Directed Acyclic Graphs (DAGs)

Model dependencies form a DAG, the same structure used in task scheduling and project management.

Understanding DAGs in computer science helps grasp how dbt orders model runs and prevents cycles.

Parallel Computing

Parallelism in dbt applies the same idea as parallel computing: running independent tasks simultaneously to save time.

Knowing parallel computing principles clarifies why dbt runs some models together and how to optimize resource use.

Cooking and Meal Preparation

Like cooking multiple dishes with dependencies and parallel steps, dbt manages data transformations similarly.
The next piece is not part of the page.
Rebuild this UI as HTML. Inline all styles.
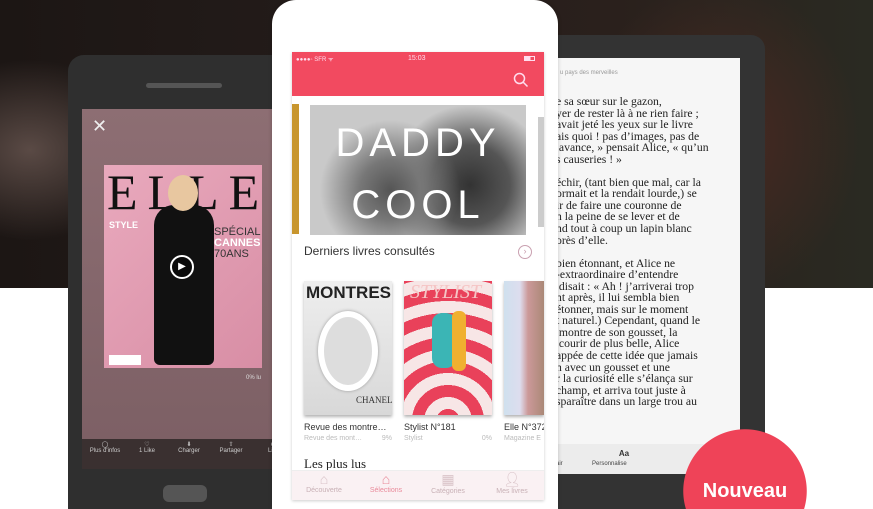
<!DOCTYPE html>
<html><head><meta charset="utf-8"><style>
*{margin:0;padding:0;box-sizing:border-box}
html,body{width:873px;height:509px;overflow:hidden}
body{position:relative;background:#fff;font-family:"Liberation Sans",sans-serif}
#w{position:absolute;left:0;top:0;width:873px;height:509px;overflow:hidden}
.abs{position:absolute}
.bg{left:0;top:0;width:873px;height:288px;background:radial-gradient(ellipse 120px 90px at 30px 150px,#5a4a45 0%,rgba(60,45,40,0) 100%),radial-gradient(ellipse 140px 160px at 720px 140px,#4a2a22 0%,rgba(40,25,20,0) 100%),linear-gradient(90deg,#1c1614 0%,#241c1a 40%,#2a201c 70%,#2a2a22 100%)}
.book{font-family:"Liberation Serif",serif;font-size:11.7px;line-height:11.55px;color:#222;white-space:pre}
.tab{font-size:7px;color:#c8b0b5;text-align:center;width:60px}
</style></head><body><div id="w">
<div class="abs bg"></div>

<!-- left phone -->
<div class="abs" style="left:68px;top:55px;width:240px;height:454px;background:#2f2f2f;border-radius:16px 16px 0 0"></div>
<div class="abs" style="left:146px;top:83px;width:76px;height:5px;background:#555;border-radius:3px"></div>
<div class="abs" style="left:82px;top:109px;width:200px;height:330px;background:linear-gradient(#8d6e73,#7d6065)"></div>
<div class="abs" style="left:92px;top:116px;color:#eee;font-size:18px">✕</div>
<div class="abs" style="left:104px;top:165px;width:158px;height:203px;overflow:hidden;background:linear-gradient(135deg,#e9a9bd,#d88ea5)">
  <div class="abs" style="left:3px;top:2px;font-family:'Liberation Serif',serif;font-size:50px;color:#111;letter-spacing:10px;line-height:50px">ELLE</div>
  <div class="abs" style="left:50px;top:40px;width:60px;height:160px;background:#111;border-radius:20px 20px 6px 6px"></div>
  <div class="abs" style="left:64px;top:10px;width:30px;height:36px;background:#e8c7a0;border-radius:50%"></div>
  <div class="abs" style="left:110px;top:62px;font-size:11px;color:#333;line-height:11px">SPÉCIAL<br><b style="color:#fff">CANNES</b><br>70ANS</div>
  <div class="abs" style="left:5px;top:55px;font-size:9px;color:#fff;font-weight:bold">STYLE</div>
  <div class="abs" style="left:5px;top:190px;width:32px;height:10px;background:#fff"></div>
  <div class="abs" style="left:66px;top:90px;width:24px;height:24px;border:2px solid #fff;border-radius:50%;background:rgba(0,0,0,.4);color:#fff;font-size:10px;text-align:center;line-height:20px">▶</div>
</div>
<div class="abs" style="left:246px;top:375px;font-size:6px;color:#ddd">0% lu</div>
<div class="abs" style="left:82px;top:439px;width:200px;height:30px;background:#3a3030"></div>
<div class="abs" style="left:84px;top:441px;font-size:6px;color:#ccc;display:flex;gap:0">
  <div style="width:42px;text-align:center">◯<br>Plus d'infos</div><div style="width:42px;text-align:center">♡<br>1 Like</div><div style="width:42px;text-align:center">⬇<br>Charger</div><div style="width:42px;text-align:center">⇧<br>Partager</div><div style="width:42px;text-align:center">⊕<br>Lire</div>
</div>
<div class="abs" style="left:163px;top:485px;width:44px;height:17px;background:#555;border-radius:6px"></div>

<!-- right tablet -->
<div class="abs" style="left:540px;top:35px;width:225px;height:474px;background:#333;border-radius:14px 14px 0 0"></div>
<div class="abs" style="left:556px;top:58px;width:184px;height:416px;background:#f6f6f6;overflow:hidden">
  <div class="abs" style="left:4px;top:12px;font-size:6px;color:#999">u pays des merveilles</div>
  <div class="abs book" style="left:0;top:38px">e sa sœur sur le gazon,
yer de rester là à ne rien faire ;
avait jeté les yeux sur le livre
ais quoi ! pas d’images, pas de
 avance, » pensait Alice, « qu’un
s causeries ! »

échir, (tant bien que mal, car la
ormait et la rendait lourde,) se
ir de faire une couronne de
n la peine de se lever et de
nd tout à coup un lapin blanc
orès d’elle.

bien étonnant, et Alice ne
-extraordinaire d’entendre
 disait : « Ah ! j’arriverai trop
nt après, il lui sembla bien
étonner, mais sur le moment
t naturel.) Cependant, quand le
 montre de son gousset, la
 courir de plus belle, Alice
appée de cette idée que jamais
n avec un gousset et une
r la curiosité elle s’élança sur
champ, et arriva tout juste à
sparaître dans un large trou au</div>
  <div class="abs" style="left:0;top:386px;width:184px;height:30px;background:#ececec"></div>
  <div class="abs" style="left:48px;top:391px;font-size:8px;font-weight:bold;color:#333;width:40px;text-align:center">Aa</div>
  <div class="abs" style="left:36px;top:403px;font-size:6px;color:#444">Personnalise</div>
  <div class="abs" style="left:0;top:403px;font-size:6px;color:#444">air</div>
</div>

<!-- middle phone -->
<div class="abs" style="left:272px;top:0;width:286px;height:509px;background:#fff;border-radius:24px 24px 0 0;box-shadow:0 0 4px rgba(0,0,0,.2)"></div>
<div class="abs" style="left:292px;top:52px;width:252px;height:448px;background:#fff;overflow:hidden;box-shadow:0 1px 3px rgba(0,0,0,.2)">
  <div class="abs" style="left:0;top:0;width:252px;height:44px;background:#f24a60"></div>
  <div class="abs" style="left:4px;top:3px;font-size:6px;color:#fde">●●●●◦ SFR ᯤ</div>
  <div class="abs" style="left:116px;top:3px;font-size:7px;color:#fde">15:03</div>
  <div class="abs" style="left:232px;top:4px;width:11px;height:5px;border:1px solid #fde;background:linear-gradient(90deg,#fde 60%,transparent 60%)"></div>
  <svg class="abs" style="left:221px;top:20px" width="16" height="16" viewBox="0 0 16 16"><circle cx="6.5" cy="6.5" r="5" fill="none" stroke="#fde" stroke-width="1.5"/><path d="M10 10 L14.5 14.5" stroke="#fde" stroke-width="1.5"/></svg>
  <div class="abs" style="left:0;top:52px;width:7px;height:130px;background:#c8962e"></div>
  <div class="abs" style="left:18px;top:53px;width:216px;height:130px;background:radial-gradient(circle at 80px 85px,#555 0,#777 30px,rgba(0,0,0,0) 70px),radial-gradient(circle at 160px 80px,#333 0,#555 40px,rgba(0,0,0,0) 80px),#c9c9c9"></div>
  <div class="abs" style="left:246px;top:65px;width:6px;height:110px;background:#ccc"></div>
  <div class="abs" style="left:18px;top:60px;width:216px;text-align:center;font-size:40px;color:#fff;letter-spacing:5px;line-height:62px">DADDY<br>COOL</div>
  <div class="abs" style="left:12px;top:192px;font-size:12px;color:#333">Derniers livres consultés</div>
  <div class="abs" style="left:226px;top:193px;width:14px;height:14px;border:1.5px solid #c9a0b0;border-radius:50%;font-size:9px;color:#c9a0b0;text-align:center;line-height:11px">›</div>
  <div class="abs" style="left:12px;top:229px;width:88px;height:134px;background:linear-gradient(#eee,#d8d8d8);box-shadow:0 2px 3px rgba(0,0,0,.3)">
    <div style="font-size:17px;font-weight:bold;color:#222;padding:2px 0 0 2px">MONTRES</div>
    <div class="abs" style="left:14px;top:30px;width:60px;height:80px;border:6px solid #fff;border-radius:50%;background:#ddd;box-shadow:0 0 3px #999"></div>
    <div class="abs" style="left:52px;top:114px;font-family:'Liberation Serif',serif;font-size:9px;color:#333">CHANEL</div>
  </div>
  <div class="abs" style="left:112px;top:229px;width:88px;height:134px;background:repeating-radial-gradient(circle at 44px 140px,#e9415a 0,#e9415a 12px,#f7e6e6 12px,#f7e6e6 24px);box-shadow:0 2px 3px rgba(0,0,0,.3)">
    <div style="font-family:'Liberation Serif',serif;font-style:italic;font-size:20px;color:#f5c5c5;padding-left:6px">STYLIST</div>
    <div class="abs" style="left:28px;top:32px;width:24px;height:55px;background:#3bb5b5;border-radius:10px"></div>
    <div class="abs" style="left:48px;top:30px;width:14px;height:60px;background:#f0b030;border-radius:6px"></div>
  </div>
  <div class="abs" style="left:212px;top:229px;width:40px;height:134px;background:linear-gradient(90deg,#cfe0ee 0,#dde 40%,#c99 60%,#a87 100%);box-shadow:0 2px 3px rgba(0,0,0,.3)"></div>
  <div class="abs" style="left:12px;top:370px;font-size:9px;color:#333">Revue des montre…</div>
  <div class="abs" style="left:12px;top:383px;font-size:7px;color:#bbb;width:88px">Revue des mont…<span style="float:right">9%</span></div>
  <div class="abs" style="left:112px;top:370px;font-size:9px;color:#333">Stylist N°181</div>
  <div class="abs" style="left:112px;top:383px;font-size:7px;color:#bbb;width:88px">Stylist<span style="float:right">0%</span></div>
  <div class="abs" style="left:212px;top:370px;font-size:9px;color:#333;white-space:nowrap">Elle N°372</div>
  <div class="abs" style="left:212px;top:383px;font-size:7px;color:#bbb;white-space:nowrap">Magazine E</div>
  <div class="abs" style="left:12px;top:404px;font-family:'Liberation Serif',serif;font-size:13px;color:#222">Les plus lus</div>
  <div class="abs" style="left:0;top:418px;width:252px;height:30px;background:rgba(250,240,242,.95);border-top:1px solid #eee"></div>
  <div class="abs tab" style="left:2px;top:419px"><div style="font-size:14px;color:#d9c3c8">⌂</div>Découverte</div>
  <div class="abs tab" style="left:64px;top:419px;color:#e98a9a"><div style="font-size:14px">⌂</div>Sélections</div>
  <div class="abs tab" style="left:126px;top:419px"><div style="font-size:14px;color:#d9c3c8">▦</div>Catégories</div>
  <div class="abs tab" style="left:190px;top:419px"><div style="font-size:14px;color:#d9c3c8">👤︎</div>Mes livres</div>
</div>

<!-- Nouveau -->
<div class="abs" style="left:683px;top:429px;width:124px;height:80px;background:radial-gradient(circle 62px at 62px 62px,#ef4358 61.5px,rgba(239,67,88,0) 62px)"></div>
<div class="abs" style="left:683px;top:479px;width:124px;height:24px;line-height:24px;text-align:center;color:#fff;font-weight:bold;font-size:20px">Nouveau</div>
</div></body></html>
This real-world process shows why order and concurrency matter in workflows.

Common Pitfalls

#1Not using ref() to declare dependencies causes models to run in wrong order.

Wrong approach:SELECT * FROM raw_data.customers;

Correct approach:SELECT * FROM {{ ref('raw_data_customers') }};

Root cause:Learners forget that dbt only tracks dependencies through ref(), so missing it breaks the dependency graph.

#2Setting too many threads overloads the database causing failures.

Wrong approach:dbt run --threads 50

Correct approach:dbt run --threads 8

Root cause:Assuming more threads always improve speed ignores database concurrency limits.

#3Creating circular dependencies between models causes dbt to error out.

Wrong approach:Model A references Model B, and Model B references Model A.

Correct approach:Redesign models so dependencies flow in one direction only.

Root cause:Not understanding that dbt requires a DAG structure without cycles.

Key Takeaways

Model dependencies in dbt define the order models must run to ensure data correctness.

Parallelism allows dbt to run independent models at the same time, speeding up data builds.

Using ref() is essential for dbt to detect dependencies and build the correct execution graph.

Too much parallelism can overload your database, so tuning thread count is important.

dbt prevents circular dependencies to keep your data pipeline reliable and maintainable.